2. American Family Obtains Inheritance from Offshore Account and Completes Compliant Voluntary Disclosure
Mr. Thorn represented an American professional living overseas and her siblings after their mother left them a multi-million-dollar inheritance in a French bank account. After the bank initially stated that the children of the deceased accountholder would not be permitted to access the account, Mr. Thorn was able to convince the bank to release the funds. Mr. Thorn subsequently assisted his clients in making a fully-compliant disclosure through the IRS’ Voluntary Disclosure Practice and filing the requisite FBARs.
3. Couple Saves More Than $1.1 Million After Withdrawal from OVDP
Mr. Thorn represented a husband and wife who were facing substantial liability for taxes and penalties due to the untimely disclosure of their offshore accounts. After initiating a filing under the OVDP, the couple withdrew from the process and ultimately ended up in the U.S. Tax Court. Mr. Thorn entered the case and was able to negotiate a settlement that saved his clients more than $1.1 million.
4. Australian Couple Living in the U.S. Avoids Penalties for Failure to Disclose Offshore Accounts
Mr. Thorn represented an Australian couple living in the United States who needed to disclose their Australian accounts to the IRS. Mr. Thorn guided the husband and wife through the disclosure process and helped them establish compliance while avoiding penalties for non-disclosure.
5. Foreign Business Owner Avoids Removal and Serves Minimal Time for Substantial Tax Violations
Mr. Thorn represented a foreign business owner who had failed to disclose more than $2 million in offshore assets and who had failed to file federal tax returns for over 15 years. While the business owner was facing a multi-year prison sentence and removal (deportation) from the U.S., Mr. Thorn was able to negotiate a deal that allowed the business owner to remain in the United States and serve just six months.

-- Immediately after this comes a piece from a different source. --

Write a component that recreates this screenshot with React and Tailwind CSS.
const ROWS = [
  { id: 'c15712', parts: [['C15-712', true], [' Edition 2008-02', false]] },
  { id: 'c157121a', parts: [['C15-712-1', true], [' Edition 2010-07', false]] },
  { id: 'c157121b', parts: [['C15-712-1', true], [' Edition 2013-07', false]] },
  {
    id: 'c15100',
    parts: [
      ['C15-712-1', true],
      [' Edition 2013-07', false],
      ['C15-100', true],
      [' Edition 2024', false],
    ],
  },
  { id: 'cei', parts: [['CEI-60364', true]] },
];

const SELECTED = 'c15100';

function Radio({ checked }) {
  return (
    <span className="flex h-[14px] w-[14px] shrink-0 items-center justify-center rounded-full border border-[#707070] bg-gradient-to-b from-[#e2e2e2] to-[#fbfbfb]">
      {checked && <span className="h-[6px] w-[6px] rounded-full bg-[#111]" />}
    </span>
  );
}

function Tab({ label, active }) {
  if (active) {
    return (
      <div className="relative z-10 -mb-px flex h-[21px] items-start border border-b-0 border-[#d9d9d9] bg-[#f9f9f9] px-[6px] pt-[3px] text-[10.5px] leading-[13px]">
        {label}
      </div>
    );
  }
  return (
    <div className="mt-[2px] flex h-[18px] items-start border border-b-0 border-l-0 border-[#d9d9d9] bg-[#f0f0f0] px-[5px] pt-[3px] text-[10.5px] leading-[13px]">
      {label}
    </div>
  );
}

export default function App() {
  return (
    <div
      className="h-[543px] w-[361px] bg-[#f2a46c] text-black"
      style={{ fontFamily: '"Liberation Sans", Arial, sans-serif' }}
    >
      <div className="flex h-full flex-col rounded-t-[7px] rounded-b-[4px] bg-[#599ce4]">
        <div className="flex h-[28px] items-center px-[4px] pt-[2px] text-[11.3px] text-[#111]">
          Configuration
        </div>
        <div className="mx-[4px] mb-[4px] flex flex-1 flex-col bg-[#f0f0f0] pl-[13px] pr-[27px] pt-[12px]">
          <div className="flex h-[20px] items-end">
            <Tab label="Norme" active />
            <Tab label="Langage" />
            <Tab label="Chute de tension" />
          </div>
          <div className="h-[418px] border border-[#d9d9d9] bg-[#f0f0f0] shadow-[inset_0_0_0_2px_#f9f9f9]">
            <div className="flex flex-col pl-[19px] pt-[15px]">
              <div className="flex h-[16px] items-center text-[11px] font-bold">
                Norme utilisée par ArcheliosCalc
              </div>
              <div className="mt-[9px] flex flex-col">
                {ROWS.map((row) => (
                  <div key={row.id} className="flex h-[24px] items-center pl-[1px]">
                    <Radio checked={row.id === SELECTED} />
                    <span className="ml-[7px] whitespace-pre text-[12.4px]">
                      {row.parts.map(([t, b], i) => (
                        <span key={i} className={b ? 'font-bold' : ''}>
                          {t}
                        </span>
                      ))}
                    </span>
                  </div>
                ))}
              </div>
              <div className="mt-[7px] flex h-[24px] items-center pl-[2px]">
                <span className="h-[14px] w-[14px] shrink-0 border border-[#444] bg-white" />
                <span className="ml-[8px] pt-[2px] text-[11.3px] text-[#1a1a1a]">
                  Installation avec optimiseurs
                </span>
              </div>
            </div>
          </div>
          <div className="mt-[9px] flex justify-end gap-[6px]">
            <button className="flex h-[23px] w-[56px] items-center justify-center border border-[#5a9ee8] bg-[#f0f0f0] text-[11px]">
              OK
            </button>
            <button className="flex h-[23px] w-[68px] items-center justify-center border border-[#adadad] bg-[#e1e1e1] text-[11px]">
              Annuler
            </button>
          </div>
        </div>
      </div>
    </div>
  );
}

Speak with Boston International Tax Attorney Kevin E. Thorn, Managing Partner of Thorn Law Group
Do you have questions about the IRS’ Voluntary Disclosure Practice for offshore accounts? To speak with Boston international tax attorney Kevin E. Thorn, Managing Partner of Thorn Law Group in confidence, call 617-692-2989, email ket@thornlawgroup.com or contact us online today.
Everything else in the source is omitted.